__SOURCE MATERIAL__.
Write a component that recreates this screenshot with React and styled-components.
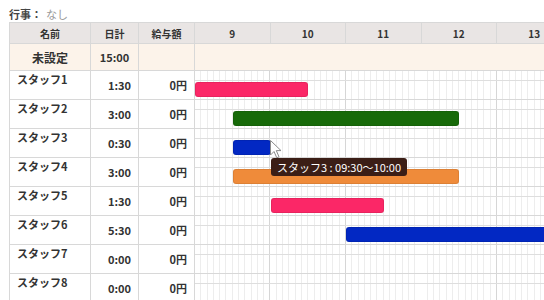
import React from "react";
import styled, { createGlobalStyle } from "styled-components";

const HOUR = 75.5;
const START_HOUR = 9;
const hours = [9, 10, 11, 12, 13];

const staff = [
  { name: "スタッフ1", total: "1:30", pay: "0円", bar: { from: 9, to: 10.5, color: "#fb2767" } },
  { name: "スタッフ2", total: "3:00", pay: "0円", bar: { from: 9.5, to: 12.5, color: "#176a09" } },
  { name: "スタッフ3", total: "0:30", pay: "0円", bar: { from: 9.5, to: 10, color: "#0228c3" } },
  { name: "スタッフ4", total: "3:00", pay: "0円", bar: { from: 9.5, to: 12.5, color: "#ef8b3a" } },
  { name: "スタッフ5", total: "1:30", pay: "0円", bar: { from: 10, to: 11.5, color: "#fb2767" } },
  { name: "スタッフ6", total: "5:30", pay: "0円", bar: { from: 11, to: 16.5, color: "#0228c3" } },
  { name: "スタッフ7", total: "0:00", pay: "0円" },
  { name: "スタッフ8", total: "0:00", pay: "0円" },
];

const GlobalStyle = createGlobalStyle`
  body {
    margin: 0;
    background: #fff;
    font-family: "Noto Sans CJK JP", "Noto Sans", sans-serif;
    color: #333;
    overflow: hidden;
  }
`;

const Page = styled.div`
  position: relative;
  width: 544px;
  height: 300px;
  overflow: hidden;
  box-sizing: border-box;
  padding: 6px 0 0 9px;
`;

const EventLine = styled.div`
  display: flex;
  gap: 4px;
  height: 16px;
  font-size: 11px;
  line-height: 16px;
`;

const EventLabel = styled.span`
  font-weight: bold;
  color: #444;
`;

const EventValue = styled.span`
  color: #999;
`;

const Table = styled.div`
  width: max-content;
  border-top: 1px solid #d8d8d8;
  border-left: 1px solid #d8d8d8;
`;

const Row = styled.div`
  display: flex;
  height: ${(p) => p.$h}px;
  background: ${(p) => p.$bg || "#fff"};
`;

const Cell = styled.div`
  flex-shrink: 0;
  box-sizing: border-box;
  width: ${(p) => p.$w}px;
  border-right: 1px solid #d8d8d8;
  border-bottom: 1px solid #d8d8d8;
  display: flex;
  align-items: center;
  justify-content: ${(p) => p.$align || "center"};
  padding: 0 ${(p) => (p.$align === "flex-end" ? 7 : 0)}px;
  font-size: ${(p) => p.$size || 11}px;
  font-weight: bold;
  color: #333;
`;

const NameCell = styled(Cell)`
  align-items: flex-start;
  justify-content: flex-start;
  padding: 1px 7px;
  line-height: 14px;
`;

const HourCell = styled(Cell)`
  width: ${HOUR}px;
  font-size: 10px;
`;

const Timeline = styled.div`
  position: relative;
  overflow: hidden;
  flex-shrink: 0;
  width: ${hours.length * HOUR}px;
  box-sizing: border-box;
  border-bottom: 1px solid #d8d8d8;
  background-image: ${(p) =>
    p.$plain
      ? "none"
      : `repeating-linear-gradient(to right, transparent 0 ${HOUR - 1}px, #d6d6d6 ${HOUR - 1}px ${HOUR}px),
         repeating-linear-gradient(to right, transparent 0 ${HOUR / 12 - 1}px, #ededed ${HOUR / 12 - 1}px ${HOUR / 12}px)`};
`;

const TopBand = styled.div`
  height: 9px;
  border-bottom: 1px solid #dedede;
`;

const Bar = styled.div`
  position: absolute;
  top: 11px;
  height: 15px;
  border-radius: 3px;
  box-sizing: border-box;
  border: 1px solid rgba(0, 0, 0, 0.08);
  background: ${(p) => p.$color};
`;

const Tooltip = styled.div`
  position: absolute;
  left: 271px;
  top: 158px;
  z-index: 3;
  height: 18px;
  padding: 0 6px;
  border-radius: 3px;
  background: #3b1e16;
  color: #fff;
  font-size: 11px;
  line-height: 18px;
  white-space: nowrap;
`;

const Cursor = styled.svg`
  position: absolute;
  left: 270px;
  top: 140px;
  z-index: 2;
`;

export default function App() {
  return (
    <>
      <GlobalStyle />
      <Page>
        <EventLine>
          <EventLabel>行事：</EventLabel>
          <EventValue>なし</EventValue>
        </EventLine>
        <Table>
          <Row $h={21} $bg="#e9e5e4">
            <Cell $w={81} $size={10}>名前</Cell>
            <Cell $w={48} $size={10}>日計</Cell>
            <Cell $w={56} $size={10}>給与額</Cell>
            {hours.map((h) => (
              <HourCell key={h}>{h}</HourCell>
            ))}
          </Row>
          <Row $h={27} $bg="#fcf3ea">
            <Cell $w={81} $size={12}>未設定</Cell>
            <Cell $w={48}>15:00</Cell>
            <Cell $w={56} />
            <Timeline $plain />
          </Row>
          {staff.map((s) => (
            <Row key={s.name} $h={29}>
              <NameCell $w={81}>{s.name}</NameCell>
              <Cell $w={48} $align="flex-end">{s.total}</Cell>
              <Cell $w={56} $align="flex-end">{s.pay}</Cell>
              <Timeline>
                <TopBand />
                {s.bar && (
                  <Bar
                    $color={s.bar.color}
                    style={{
                      left: (s.bar.from - START_HOUR) * HOUR,
                      width: (s.bar.to - s.bar.from) * HOUR,
                    }}
                  />
                )}
              </Timeline>
            </Row>
          ))}
        </Table>
        <Cursor width="12" height="19" viewBox="0 0 12 19">
          <path d="M0.5 0.5 L0.5 15 L4 11.5 L6.8 17.8 L9 16.8 L6.3 10.6 L11 10.6 Z" fill="#fff" stroke="#8a8a8a" strokeWidth="1" />
        </Cursor>
        <Tooltip>スタッフ3 : 09:30～10:00</Tooltip>
      </Page>
    </>
  );
}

__TASK GOAL__.
Transcribe each line above verbatim, with the pictures left out.

__REPLY__.
Write a component that recreates this screenshot with React and styled-components.
import React from "react";
import styled, { createGlobalStyle } from "styled-components";

const HOUR = 75.5;
const START_HOUR = 9;
const hours = [9, 10, 11, 12, 13];

const staff = [
  { name: "スタッフ1", total: "1:30", pay: "0円", bar: { from: 9, to: 10.5, color: "#fb2767" } },
  { name: "スタッフ2", total: "3:00", pay: "0円", bar: { from: 9.5, to: 12.5, color: "#176a09" } },
  { name: "スタッフ3", total: "0:30", pay: "0円", bar: { from: 9.5, to: 10, color: "#0228c3" } },
  { name: "スタッフ4", total: "3:00", pay: "0円", bar: { from: 9.5, to: 12.5, color: "#ef8b3a" } },
  { name: "スタッフ5", total: "1:30", pay: "0円", bar: { from: 10, to: 11.5, color: "#fb2767" } },
  { name: "スタッフ6", total: "5:30", pay: "0円", bar: { from: 11, to: 16.5, color: "#0228c3" } },
  { name: "スタッフ7", total: "0:00", pay: "0円" },
  { name: "スタッフ8", total: "0:00", pay: "0円" },
];

const GlobalStyle = createGlobalStyle`
  body {
    margin: 0;
    background: #fff;
    font-family: "Noto Sans CJK JP", "Noto Sans", sans-serif;
    color: #333;
    overflow: hidden;
  }
`;

const Page = styled.div`
  position: relative;
  width: 544px;
  height: 300px;
  overflow: hidden;
  box-sizing: border-box;
  padding: 6px 0 0 9px;
`;

const EventLine = styled.div`
  display: flex;
  gap: 4px;
  height: 16px;
  font-size: 11px;
  line-height: 16px;
`;

const EventLabel = styled.span`
  font-weight: bold;
  color: #444;
`;

const EventValue = styled.span`
  color: #999;
`;

const Table = styled.div`
  width: max-content;
  border-top: 1px solid #d8d8d8;
  border-left: 1px solid #d8d8d8;
`;

const Row = styled.div`
  display: flex;
  height: ${(p) => p.$h}px;
  background: ${(p) => p.$bg || "#fff"};
`;

const Cell = styled.div`
  flex-shrink: 0;
  box-sizing: border-box;
  width: ${(p) => p.$w}px;
  border-right: 1px solid #d8d8d8;
  border-bottom: 1px solid #d8d8d8;
  display: flex;
  align-items: center;
  justify-content: ${(p) => p.$align || "center"};
  padding: 0 ${(p) => (p.$align === "flex-end" ? 7 : 0)}px;
  font-size: ${(p) => p.$size || 11}px;
  font-weight: bold;
  color: #333;
`;

const NameCell = styled(Cell)`
  align-items: flex-start;
  justify-content: flex-start;
  padding: 1px 7px;
  line-height: 14px;
`;

const HourCell = styled(Cell)`
  width: ${HOUR}px;
  font-size: 10px;
`;

const Timeline = styled.div`
  position: relative;
  overflow: hidden;
  flex-shrink: 0;
  width: ${hours.length * HOUR}px;
  box-sizing: border-box;
  border-bottom: 1px solid #d8d8d8;
  background-image: ${(p) =>
    p.$plain
      ? "none"
      : `repeating-linear-gradient(to right, transparent 0 ${HOUR - 1}px, #d6d6d6 ${HOUR - 1}px ${HOUR}px),
         repeating-linear-gradient(to right, transparent 0 ${HOUR / 12 - 1}px, #ededed ${HOUR / 12 - 1}px ${HOUR / 12}px)`};
`;

const TopBand = styled.div`
  height: 9px;
  border-bottom: 1px solid #dedede;
`;

const Bar = styled.div`
  position: absolute;
  top: 11px;
  height: 15px;
  border-radius: 3px;
  box-sizing: border-box;
  border: 1px solid rgba(0, 0, 0, 0.08);
  background: ${(p) => p.$color};
`;

const Tooltip = styled.div`
  position: absolute;
  left: 271px;
  top: 158px;
  z-index: 3;
  height: 18px;
  padding: 0 6px;
  border-radius: 3px;
  background: #3b1e16;
  color: #fff;
  font-size: 11px;
  line-height: 18px;
  white-space: nowrap;
`;

const Cursor = styled.svg`
  position: absolute;
  left: 270px;
  top: 140px;
  z-index: 2;
`;

export default function App() {
  return (
    <>
      <GlobalStyle />
      <Page>
        <EventLine>
          <EventLabel>行事：</EventLabel>
          <EventValue>なし</EventValue>
        </EventLine>
        <Table>
          <Row $h={21} $bg="#e9e5e4">
            <Cell $w={81} $size={10}>名前</Cell>
            <Cell $w={48} $size={10}>日計</Cell>
            <Cell $w={56} $size={10}>給与額</Cell>
            {hours.map((h) => (
              <HourCell key={h}>{h}</HourCell>
            ))}
          </Row>
          <Row $h={27} $bg="#fcf3ea">
            <Cell $w={81} $size={12}>未設定</Cell>
            <Cell $w={48}>15:00</Cell>
            <Cell $w={56} />
            <Timeline $plain />
          </Row>
          {staff.map((s) => (
            <Row key={s.name} $h={29}>
              <NameCell $w={81}>{s.name}</NameCell>
              <Cell $w={48} $align="flex-end">{s.total}</Cell>
              <Cell $w={56} $align="flex-end">{s.pay}</Cell>
              <Timeline>
                <TopBand />
                {s.bar && (
                  <Bar
                    $color={s.bar.color}
                    style={{
                      left: (s.bar.from - START_HOUR) * HOUR,
                      width: (s.bar.to - s.bar.from) * HOUR,
                    }}
                  />
                )}
              </Timeline>
            </Row>
          ))}
        </Table>
        <Cursor width="12" height="19" viewBox="0 0 12 19">
          <path d="M0.5 0.5 L0.5 15 L4 11.5 L6.8 17.8 L9 16.8 L6.3 10.6 L11 10.6 Z" fill="#fff" stroke="#8a8a8a" strokeWidth="1" />
        </Cursor>
        <Tooltip>スタッフ3 : 09:30～10:00</Tooltip>
      </Page>
    </>
  );
}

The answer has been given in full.